> _Task to complete_
The data below should be restated word for word, with every picture omitted.
◇ ◇ ◇ ◇ ◇ ◇ ◇
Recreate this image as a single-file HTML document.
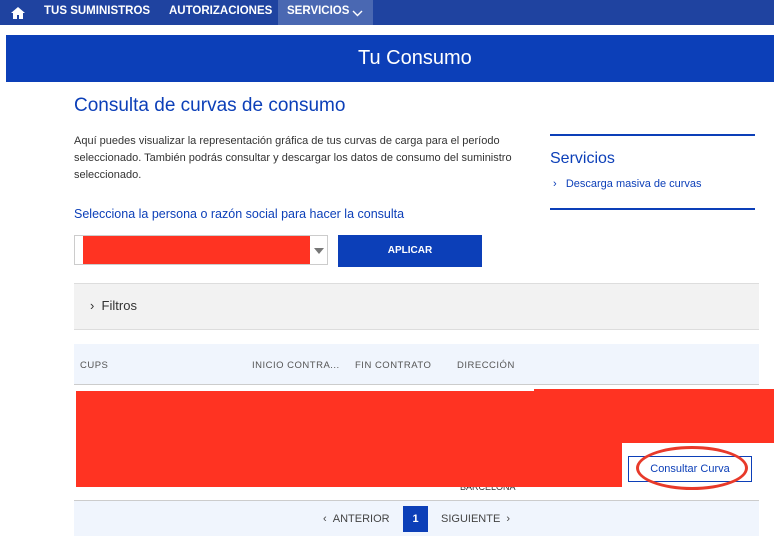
<!DOCTYPE html>
<html><head><meta charset="utf-8"><style>
body{margin:0;width:774px;height:535px;position:relative;background:#fff;font-family:"Liberation Sans",sans-serif;overflow:hidden}
.a{position:absolute}
.nav{left:0;top:0;width:774px;height:25px;background:#1f43a0;color:#fff;font-size:11.5px;font-weight:bold}
.nav span{position:absolute;top:5px}
</style></head><body>
<div class="a nav">
<svg class="a" style="left:11px;top:7px" width="14" height="12" viewBox="0 0 14 12"><path d="M7 0L0 6h2v6h4V8h2v4h4V6h2z" fill="#fff"/></svg>
<span style="left:44px">TUS SUMINISTROS</span>
<span style="left:169px">AUTORIZACIONES</span>
<div class="a" style="left:278px;top:0;width:95px;height:25px;background:#4a68b2"></div>
<span style="left:287px">SERVICIOS</span>
<svg class="a" style="left:352px;top:10px" width="11" height="7"><path d="M1 1l4.5 4.5L10 1" stroke="#fff" stroke-width="1.4" fill="none"/></svg>
</div>
<div class="a" style="left:6px;top:35px;width:768px;height:47px;background:#0c3fb8"></div>
<div class="a" style="left:358px;top:35px;color:#fff;font-size:20px;line-height:47px">Tu Consumo</div>
<div class="a" style="left:74px;top:95px;color:#0c3fb8;font-size:19px">Consulta de curvas de consumo</div>
<div class="a" style="left:74px;top:133px;width:445px;font-size:11px;line-height:17px;color:#333">Aquí puedes visualizar la representación gráfica de tus curvas de carga para el período seleccionado. También podrás consultar y descargar los datos de consumo del suministro seleccionado.</div>
<div class="a" style="left:550px;top:134px;width:205px;height:2px;background:#0c3fb8"></div>
<div class="a" style="left:550px;top:150px;color:#0c3fb8;font-size:16px">Servicios</div>
<div class="a" style="left:553px;top:178px;color:#0c3fb8;font-size:11px">›&nbsp;&nbsp;&nbsp;Descarga masiva de curvas</div>
<div class="a" style="left:550px;top:208px;width:205px;height:2px;background:#0c3fb8"></div>
<div class="a" style="left:74px;top:207px;color:#0c3fb8;font-size:12.5px">Selecciona la persona o razón social para hacer la consulta</div>
<div class="a" style="left:74px;top:235px;width:254px;height:30px;border:1px solid #ccc;box-sizing:border-box"></div>
<div class="a" style="left:83px;top:236px;width:227px;height:28px;background:#ff3322"></div>
<div class="a" style="left:314px;top:248px;border:5px solid transparent;border-top:6px solid #777"></div>
<div class="a" style="left:338px;top:235px;width:144px;height:32px;background:#0c3fb8;color:#fff;font-size:10px;font-weight:bold;text-align:center;line-height:32px">APLICAR</div>
<div class="a" style="left:74px;top:283px;width:685px;height:45px;background:#f2f2f2;border-top:1px solid #ddd;border-bottom:1px solid #ddd"></div>
<div class="a" style="left:90px;top:298px;font-size:13px;color:#333">›&nbsp;&nbsp;Filtros</div>
<div class="a" style="left:74px;top:344px;width:685px;height:40px;background:#f0f5fd;border-bottom:1px solid #ccc"></div>
<div class="a" style="left:80px;top:360px;font-size:9.5px;color:#555;letter-spacing:.5px">CUPS</div>
<div class="a" style="left:252px;top:360px;font-size:9.5px;color:#555;letter-spacing:.5px">INICIO CONTRA...</div>
<div class="a" style="left:355px;top:360px;font-size:9.5px;color:#555;letter-spacing:.5px">FIN CONTRATO</div>
<div class="a" style="left:457px;top:360px;font-size:9.5px;color:#555;letter-spacing:.5px">DIRECCIÓN</div>
<div class="a" style="left:74px;top:500px;width:685px;height:35px;background:#f0f5fd;border-top:1px solid #ccc"></div>
<div class="a" style="left:460px;top:482px;font-size:9px;color:#333">BARCELONA</div>
<div class="a" style="left:76px;top:391px;width:546px;height:96px;background:#ff3322"></div>
<div class="a" style="left:534px;top:389px;width:240px;height:54px;background:#ff3322"></div>
<div class="a" style="left:628px;top:456px;width:124px;height:26px;border:1px solid #0c3fb8;box-sizing:border-box;color:#0c3fb8;font-size:11px;text-align:center;line-height:24px">Consultar Curva</div>
<div class="a" style="left:636px;top:446px;width:112px;height:44px;border:3px solid #e83a2a;border-radius:50%;box-sizing:border-box"></div>
<div class="a" style="left:323px;top:513px;font-size:11px;color:#444">‹&nbsp;&nbsp;ANTERIOR</div>
<div class="a" style="left:403px;top:506px;width:25px;height:26px;background:#0c3fb8;color:#fff;font-size:11px;font-weight:bold;text-align:center;line-height:26px">1</div>
<div class="a" style="left:441px;top:513px;font-size:11px;color:#444">SIGUIENTE&nbsp;&nbsp;›</div>
</body></html>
◇ ◇ ◇ ◇ ◇ ◇ ◇
> _Output of the task_
Recreate this image as a single-file HTML document.
<!DOCTYPE html>
<html><head><meta charset="utf-8"><style>
body{margin:0;width:774px;height:535px;position:relative;background:#fff;font-family:"Liberation Sans",sans-serif;overflow:hidden}
.a{position:absolute}
.nav{left:0;top:0;width:774px;height:25px;background:#1f43a0;color:#fff;font-size:11.5px;font-weight:bold}
.nav span{position:absolute;top:5px}
</style></head><body>
<div class="a nav">
<svg class="a" style="left:11px;top:7px" width="14" height="12" viewBox="0 0 14 12"><path d="M7 0L0 6h2v6h4V8h2v4h4V6h2z" fill="#fff"/></svg>
<span style="left:44px">TUS SUMINISTROS</span>
<span style="left:169px">AUTORIZACIONES</span>
<div class="a" style="left:278px;top:0;width:95px;height:25px;background:#4a68b2"></div>
<span style="left:287px">SERVICIOS</span>
<svg class="a" style="left:352px;top:10px" width="11" height="7"><path d="M1 1l4.5 4.5L10 1" stroke="#fff" stroke-width="1.4" fill="none"/></svg>
</div>
<div class="a" style="left:6px;top:35px;width:768px;height:47px;background:#0c3fb8"></div>
<div class="a" style="left:358px;top:35px;color:#fff;font-size:20px;line-height:47px">Tu Consumo</div>
<div class="a" style="left:74px;top:95px;color:#0c3fb8;font-size:19px">Consulta de curvas de consumo</div>
<div class="a" style="left:74px;top:133px;width:445px;font-size:11px;line-height:17px;color:#333">Aquí puedes visualizar la representación gráfica de tus curvas de carga para el período seleccionado. También podrás consultar y descargar los datos de consumo del suministro seleccionado.</div>
<div class="a" style="left:550px;top:134px;width:205px;height:2px;background:#0c3fb8"></div>
<div class="a" style="left:550px;top:150px;color:#0c3fb8;font-size:16px">Servicios</div>
<div class="a" style="left:553px;top:178px;color:#0c3fb8;font-size:11px">›&nbsp;&nbsp;&nbsp;Descarga masiva de curvas</div>
<div class="a" style="left:550px;top:208px;width:205px;height:2px;background:#0c3fb8"></div>
<div class="a" style="left:74px;top:207px;color:#0c3fb8;font-size:12.5px">Selecciona la persona o razón social para hacer la consulta</div>
<div class="a" style="left:74px;top:235px;width:254px;height:30px;border:1px solid #ccc;box-sizing:border-box"></div>
<div class="a" style="left:83px;top:236px;width:227px;height:28px;background:#ff3322"></div>
<div class="a" style="left:314px;top:248px;border:5px solid transparent;border-top:6px solid #777"></div>
<div class="a" style="left:338px;top:235px;width:144px;height:32px;background:#0c3fb8;color:#fff;font-size:10px;font-weight:bold;text-align:center;line-height:32px">APLICAR</div>
<div class="a" style="left:74px;top:283px;width:685px;height:45px;background:#f2f2f2;border-top:1px solid #ddd;border-bottom:1px solid #ddd"></div>
<div class="a" style="left:90px;top:298px;font-size:13px;color:#333">›&nbsp;&nbsp;Filtros</div>
<div class="a" style="left:74px;top:344px;width:685px;height:40px;background:#f0f5fd;border-bottom:1px solid #ccc"></div>
<div class="a" style="left:80px;top:360px;font-size:9.5px;color:#555;letter-spacing:.5px">CUPS</div>
<div class="a" style="left:252px;top:360px;font-size:9.5px;color:#555;letter-spacing:.5px">INICIO CONTRA...</div>
<div class="a" style="left:355px;top:360px;font-size:9.5px;color:#555;letter-spacing:.5px">FIN CONTRATO</div>
<div class="a" style="left:457px;top:360px;font-size:9.5px;color:#555;letter-spacing:.5px">DIRECCIÓN</div>
<div class="a" style="left:74px;top:500px;width:685px;height:35px;background:#f0f5fd;border-top:1px solid #ccc"></div>
<div class="a" style="left:460px;top:482px;font-size:9px;color:#333">BARCELONA</div>
<div class="a" style="left:76px;top:391px;width:546px;height:96px;background:#ff3322"></div>
<div class="a" style="left:534px;top:389px;width:240px;height:54px;background:#ff3322"></div>
<div class="a" style="left:628px;top:456px;width:124px;height:26px;border:1px solid #0c3fb8;box-sizing:border-box;color:#0c3fb8;font-size:11px;text-align:center;line-height:24px">Consultar Curva</div>
<div class="a" style="left:636px;top:446px;width:112px;height:44px;border:3px solid #e83a2a;border-radius:50%;box-sizing:border-box"></div>
<div class="a" style="left:323px;top:513px;font-size:11px;color:#444">‹&nbsp;&nbsp;ANTERIOR</div>
<div class="a" style="left:403px;top:506px;width:25px;height:26px;background:#0c3fb8;color:#fff;font-size:11px;font-weight:bold;text-align:center;line-height:26px">1</div>
<div class="a" style="left:441px;top:513px;font-size:11px;color:#444">SIGUIENTE&nbsp;&nbsp;›</div>
</body></html>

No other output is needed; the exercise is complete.